Les retombées économiques négatives de la guerre et du régime de sanctions sont également vouées à atteindre de graves proportions dans plusieurs dizaines de pays en voie de développement dépendants des importations alimentaires et énergétiques. Les dislocations économiques au sein de ces pays conduiront à d’urgents appels à mettre une terme à la guerre ainsi qu’au régime de sanctions.

Dans le même temps, l’Ukraine continue de profondément souffrir en termes de morts, de bouleversements et de dévastation. Le FMI prévoit désormais une contraction de 35 % de l’économie ukrainienne en 2022, conséquence de la destruction brutale de logements, usines, matériels ferroviaires, capacités de stockage et de transmission énergétique, et autres infrastructures essentielles.

Mais plus périlleux encore, aussi longtemps que la guerre perdure, le risque d’escalade nucléaire demeure réel. Si les forces conventionnelles russes venaient effectivement à se rapprocher d’une défaite, ce que cherchent actuellement les États-Unis, la Russie pourrait riposter au moyen d’armes nucléaires tactiques. Il n’est pas non plus impossible qu’un avion américain ou russe soit abattu par l’autre camp durant un vol au-dessus de la mer Noire, ce qui risquerait de déclencher un conflit militaire direct. Les rapports journalistiques selon lesquels les États-Unis disposeraient de forces clandestines sur le terrain, de même que les révélations du renseignement américain selon lesquelles Washington aurait aidé l’Ukraine à tuer plusieurs généraux russes, ainsi qu’à couler le navire amiral de la Russie en mer Noire, soulignent le danger actuel.

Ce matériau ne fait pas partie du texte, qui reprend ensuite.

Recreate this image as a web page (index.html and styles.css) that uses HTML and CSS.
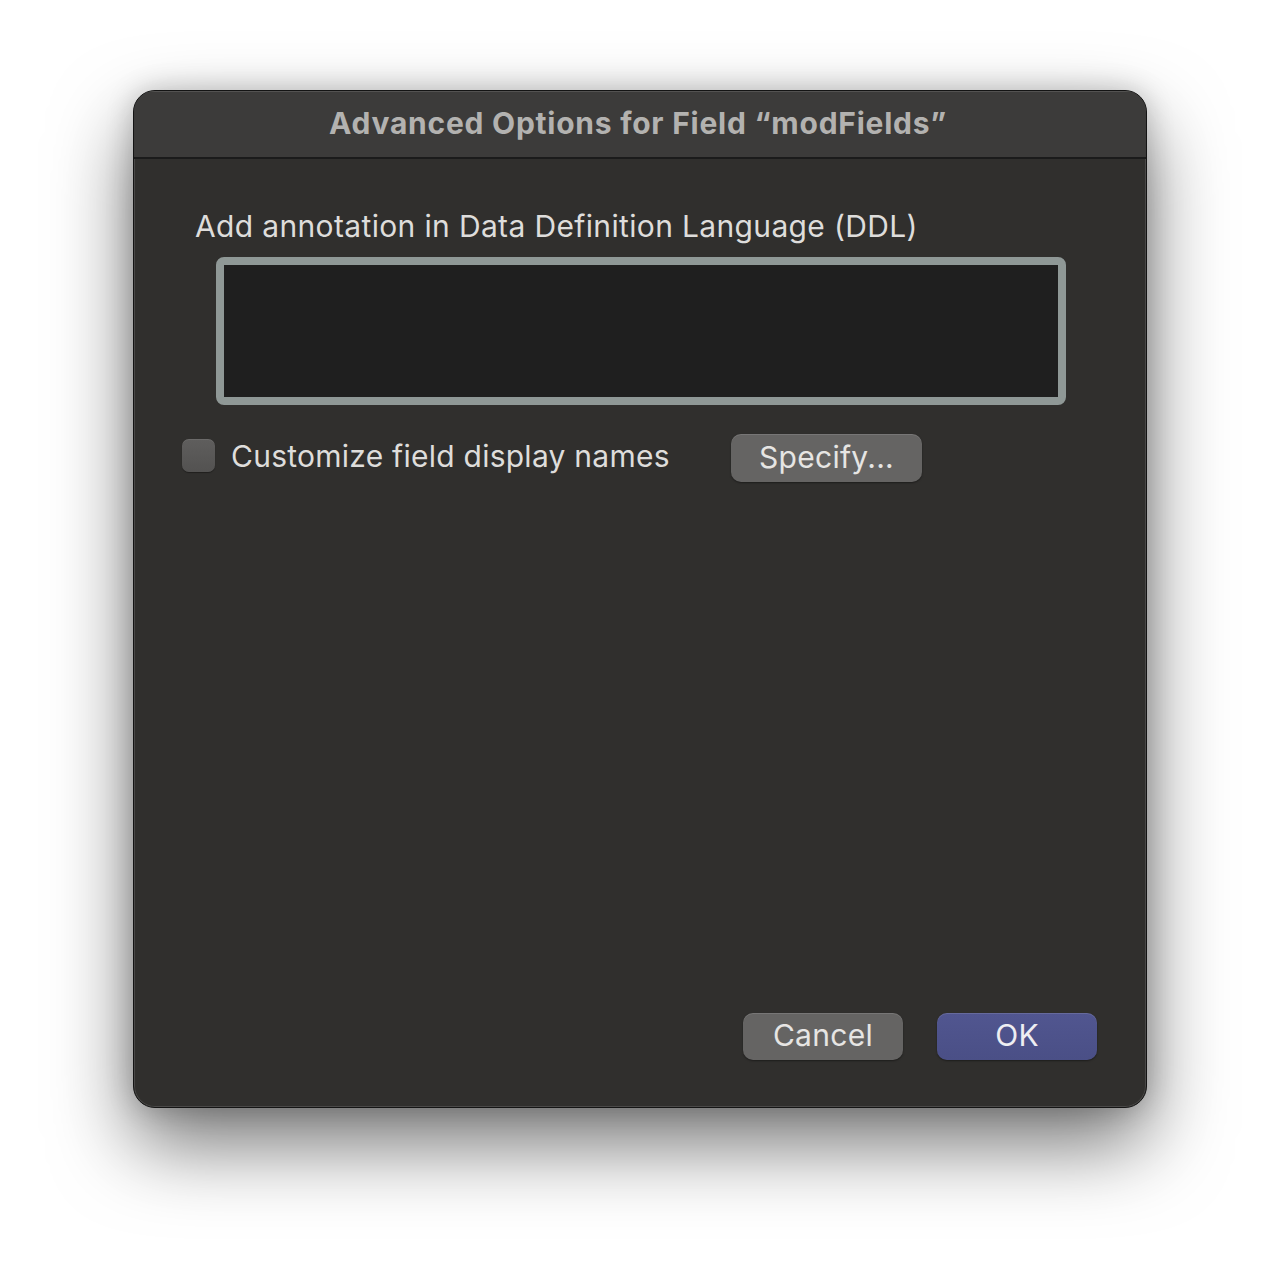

La réalité de la menace nucléaire impose aux deux camps de ne jamais renoncer à la possibilité de négociations. Tel est l’enseignement majeur de la crise des missiles de Cuba, survenue il y aura 60 ans au mois d’octobre. À l’époque, le président John F. Kennedy avait préservé le monde en négociant une sortie de crise – en acceptant que les États-Unis n’envahissent plus jamais Cuba, et qu’ils désinstallent leurs missiles de Turquie en échange du retrait des missiles soviétiques de l’île. Ce ne fut pas céder au chantage nucléaire soviétique. Ce fut tout simplement Kennedy nous préservant intelligemment de l’apocalypse.

Il est encore possible de rétablir la paix en Ukraine, sur la base des modalités placées sur la table à la fin du mois de mars : neutralité, garanties de sécurité, cadre de résolution des problématiques Crimée et Donbass, et retrait de la Russie. Ceci demeure la seule voie réaliste et sûre pour l’Ukraine, la Russie et la reste de la planète. Le monde doit privilégier un tel accord et, pour sa propre survie comme son bien-être, l’Ukraine le doit également.